Aim of the task = Your copy of the material below should match it exactly, except that it holds no pictures.
<<<<
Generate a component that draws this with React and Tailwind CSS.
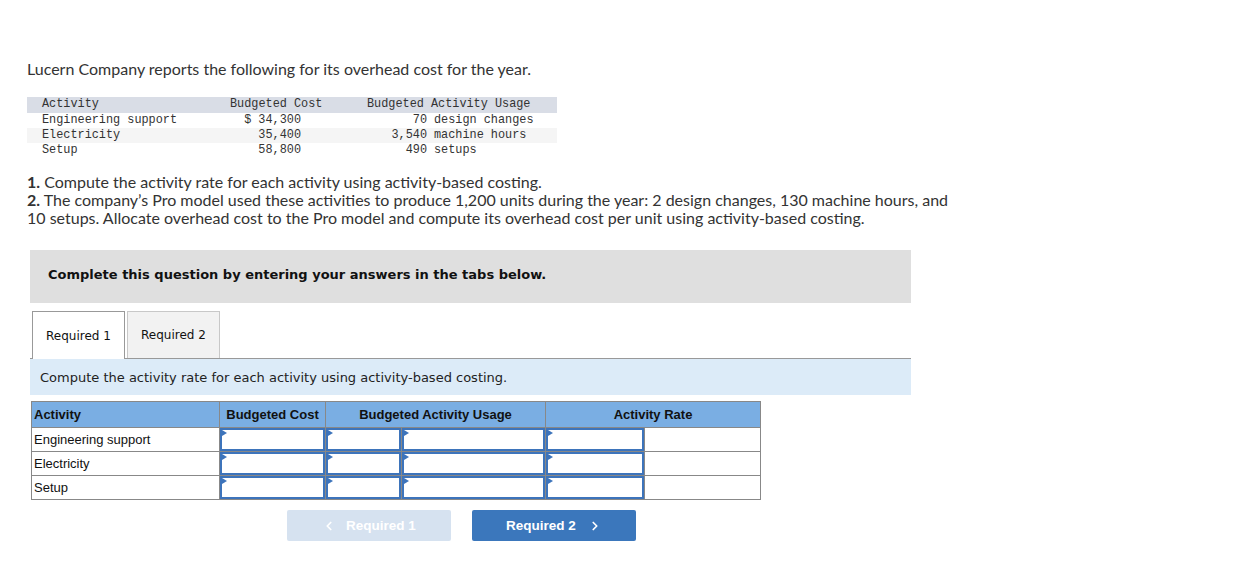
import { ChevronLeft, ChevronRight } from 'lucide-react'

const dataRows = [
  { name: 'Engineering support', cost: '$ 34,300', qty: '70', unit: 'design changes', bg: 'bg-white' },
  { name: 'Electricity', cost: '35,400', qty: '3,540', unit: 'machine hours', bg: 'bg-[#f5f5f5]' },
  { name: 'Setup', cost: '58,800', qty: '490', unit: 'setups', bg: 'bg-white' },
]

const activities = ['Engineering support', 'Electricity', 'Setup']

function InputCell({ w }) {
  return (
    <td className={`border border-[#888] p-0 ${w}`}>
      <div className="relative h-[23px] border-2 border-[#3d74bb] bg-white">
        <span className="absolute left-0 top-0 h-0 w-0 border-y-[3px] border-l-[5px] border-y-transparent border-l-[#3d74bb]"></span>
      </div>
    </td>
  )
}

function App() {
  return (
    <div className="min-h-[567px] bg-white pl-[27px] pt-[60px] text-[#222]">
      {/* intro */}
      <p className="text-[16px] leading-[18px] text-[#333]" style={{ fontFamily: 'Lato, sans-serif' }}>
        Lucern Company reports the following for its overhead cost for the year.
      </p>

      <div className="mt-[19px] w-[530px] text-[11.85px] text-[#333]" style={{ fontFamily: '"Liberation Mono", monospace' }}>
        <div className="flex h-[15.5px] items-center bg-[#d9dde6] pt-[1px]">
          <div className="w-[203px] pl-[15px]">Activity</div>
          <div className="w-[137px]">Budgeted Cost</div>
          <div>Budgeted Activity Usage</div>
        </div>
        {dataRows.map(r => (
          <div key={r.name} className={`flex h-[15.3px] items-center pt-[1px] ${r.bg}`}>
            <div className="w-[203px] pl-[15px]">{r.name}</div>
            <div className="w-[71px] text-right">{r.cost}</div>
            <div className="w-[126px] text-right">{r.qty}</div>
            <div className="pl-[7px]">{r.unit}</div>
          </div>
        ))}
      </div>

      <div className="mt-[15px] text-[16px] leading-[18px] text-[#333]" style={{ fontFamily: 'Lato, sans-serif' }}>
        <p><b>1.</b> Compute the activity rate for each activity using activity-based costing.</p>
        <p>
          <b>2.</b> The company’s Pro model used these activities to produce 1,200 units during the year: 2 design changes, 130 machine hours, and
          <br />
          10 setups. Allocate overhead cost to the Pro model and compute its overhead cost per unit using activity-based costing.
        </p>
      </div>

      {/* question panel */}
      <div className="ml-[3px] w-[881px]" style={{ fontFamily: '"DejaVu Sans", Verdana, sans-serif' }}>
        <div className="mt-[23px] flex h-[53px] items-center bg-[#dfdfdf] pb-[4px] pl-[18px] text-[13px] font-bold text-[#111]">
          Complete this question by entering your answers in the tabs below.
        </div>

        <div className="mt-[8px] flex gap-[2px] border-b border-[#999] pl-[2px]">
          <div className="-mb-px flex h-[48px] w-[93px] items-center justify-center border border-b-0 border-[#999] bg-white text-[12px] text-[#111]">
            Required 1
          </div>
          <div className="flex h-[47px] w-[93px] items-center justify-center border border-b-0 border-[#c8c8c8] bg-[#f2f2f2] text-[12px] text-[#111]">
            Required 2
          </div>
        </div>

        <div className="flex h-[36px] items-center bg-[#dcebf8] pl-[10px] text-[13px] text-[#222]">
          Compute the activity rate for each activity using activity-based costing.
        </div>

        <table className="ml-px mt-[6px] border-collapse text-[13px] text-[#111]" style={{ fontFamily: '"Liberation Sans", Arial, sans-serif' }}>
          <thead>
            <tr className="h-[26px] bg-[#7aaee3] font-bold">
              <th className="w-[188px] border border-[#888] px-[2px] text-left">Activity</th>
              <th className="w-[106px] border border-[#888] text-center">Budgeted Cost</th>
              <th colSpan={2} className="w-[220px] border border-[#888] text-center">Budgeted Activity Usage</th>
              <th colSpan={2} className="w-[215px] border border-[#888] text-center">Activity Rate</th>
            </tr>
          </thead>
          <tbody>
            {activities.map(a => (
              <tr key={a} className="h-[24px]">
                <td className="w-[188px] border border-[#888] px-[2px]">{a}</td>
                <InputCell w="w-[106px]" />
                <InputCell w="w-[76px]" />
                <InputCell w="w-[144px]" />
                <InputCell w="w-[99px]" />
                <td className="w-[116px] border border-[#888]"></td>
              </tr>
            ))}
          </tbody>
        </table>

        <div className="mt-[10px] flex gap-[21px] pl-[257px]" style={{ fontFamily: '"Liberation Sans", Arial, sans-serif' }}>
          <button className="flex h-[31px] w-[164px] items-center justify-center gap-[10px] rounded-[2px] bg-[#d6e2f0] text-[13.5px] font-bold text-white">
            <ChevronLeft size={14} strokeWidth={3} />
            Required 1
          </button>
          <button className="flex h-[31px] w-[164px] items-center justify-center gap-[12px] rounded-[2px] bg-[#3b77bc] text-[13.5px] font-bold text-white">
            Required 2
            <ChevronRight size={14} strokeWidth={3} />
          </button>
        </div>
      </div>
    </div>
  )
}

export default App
>>>>
Completed task =
Generate a component that draws this with React and Tailwind CSS.
import { ChevronLeft, ChevronRight } from 'lucide-react'

const dataRows = [
  { name: 'Engineering support', cost: '$ 34,300', qty: '70', unit: 'design changes', bg: 'bg-white' },
  { name: 'Electricity', cost: '35,400', qty: '3,540', unit: 'machine hours', bg: 'bg-[#f5f5f5]' },
  { name: 'Setup', cost: '58,800', qty: '490', unit: 'setups', bg: 'bg-white' },
]

const activities = ['Engineering support', 'Electricity', 'Setup']

function InputCell({ w }) {
  return (
    <td className={`border border-[#888] p-0 ${w}`}>
      <div className="relative h-[23px] border-2 border-[#3d74bb] bg-white">
        <span className="absolute left-0 top-0 h-0 w-0 border-y-[3px] border-l-[5px] border-y-transparent border-l-[#3d74bb]"></span>
      </div>
    </td>
  )
}

function App() {
  return (
    <div className="min-h-[567px] bg-white pl-[27px] pt-[60px] text-[#222]">
      {/* intro */}
      <p className="text-[16px] leading-[18px] text-[#333]" style={{ fontFamily: 'Lato, sans-serif' }}>
        Lucern Company reports the following for its overhead cost for the year.
      </p>

      <div className="mt-[19px] w-[530px] text-[11.85px] text-[#333]" style={{ fontFamily: '"Liberation Mono", monospace' }}>
        <div className="flex h-[15.5px] items-center bg-[#d9dde6] pt-[1px]">
          <div className="w-[203px] pl-[15px]">Activity</div>
          <div className="w-[137px]">Budgeted Cost</div>
          <div>Budgeted Activity Usage</div>
        </div>
        {dataRows.map(r => (
          <div key={r.name} className={`flex h-[15.3px] items-center pt-[1px] ${r.bg}`}>
            <div className="w-[203px] pl-[15px]">{r.name}</div>
            <div className="w-[71px] text-right">{r.cost}</div>
            <div className="w-[126px] text-right">{r.qty}</div>
            <div className="pl-[7px]">{r.unit}</div>
          </div>
        ))}
      </div>

      <div className="mt-[15px] text-[16px] leading-[18px] text-[#333]" style={{ fontFamily: 'Lato, sans-serif' }}>
        <p><b>1.</b> Compute the activity rate for each activity using activity-based costing.</p>
        <p>
          <b>2.</b> The company’s Pro model used these activities to produce 1,200 units during the year: 2 design changes, 130 machine hours, and
          <br />
          10 setups. Allocate overhead cost to the Pro model and compute its overhead cost per unit using activity-based costing.
        </p>
      </div>

      {/* question panel */}
      <div className="ml-[3px] w-[881px]" style={{ fontFamily: '"DejaVu Sans", Verdana, sans-serif' }}>
        <div className="mt-[23px] flex h-[53px] items-center bg-[#dfdfdf] pb-[4px] pl-[18px] text-[13px] font-bold text-[#111]">
          Complete this question by entering your answers in the tabs below.
        </div>

        <div className="mt-[8px] flex gap-[2px] border-b border-[#999] pl-[2px]">
          <div className="-mb-px flex h-[48px] w-[93px] items-center justify-center border border-b-0 border-[#999] bg-white text-[12px] text-[#111]">
            Required 1
          </div>
          <div className="flex h-[47px] w-[93px] items-center justify-center border border-b-0 border-[#c8c8c8] bg-[#f2f2f2] text-[12px] text-[#111]">
            Required 2
          </div>
        </div>

        <div className="flex h-[36px] items-center bg-[#dcebf8] pl-[10px] text-[13px] text-[#222]">
          Compute the activity rate for each activity using activity-based costing.
        </div>

        <table className="ml-px mt-[6px] border-collapse text-[13px] text-[#111]" style={{ fontFamily: '"Liberation Sans", Arial, sans-serif' }}>
          <thead>
            <tr className="h-[26px] bg-[#7aaee3] font-bold">
              <th className="w-[188px] border border-[#888] px-[2px] text-left">Activity</th>
              <th className="w-[106px] border border-[#888] text-center">Budgeted Cost</th>
              <th colSpan={2} className="w-[220px] border border-[#888] text-center">Budgeted Activity Usage</th>
              <th colSpan={2} className="w-[215px] border border-[#888] text-center">Activity Rate</th>
            </tr>
          </thead>
          <tbody>
            {activities.map(a => (
              <tr key={a} className="h-[24px]">
                <td className="w-[188px] border border-[#888] px-[2px]">{a}</td>
                <InputCell w="w-[106px]" />
                <InputCell w="w-[76px]" />
                <InputCell w="w-[144px]" />
                <InputCell w="w-[99px]" />
                <td className="w-[116px] border border-[#888]"></td>
              </tr>
            ))}
          </tbody>
        </table>

        <div className="mt-[10px] flex gap-[21px] pl-[257px]" style={{ fontFamily: '"Liberation Sans", Arial, sans-serif' }}>
          <button className="flex h-[31px] w-[164px] items-center justify-center gap-[10px] rounded-[2px] bg-[#d6e2f0] text-[13.5px] font-bold text-white">
            <ChevronLeft size={14} strokeWidth={3} />
            Required 1
          </button>
          <button className="flex h-[31px] w-[164px] items-center justify-center gap-[12px] rounded-[2px] bg-[#3b77bc] text-[13.5px] font-bold text-white">
            Required 2
            <ChevronRight size={14} strokeWidth={3} />
          </button>
        </div>
      </div>
    </div>
  )
}

export default App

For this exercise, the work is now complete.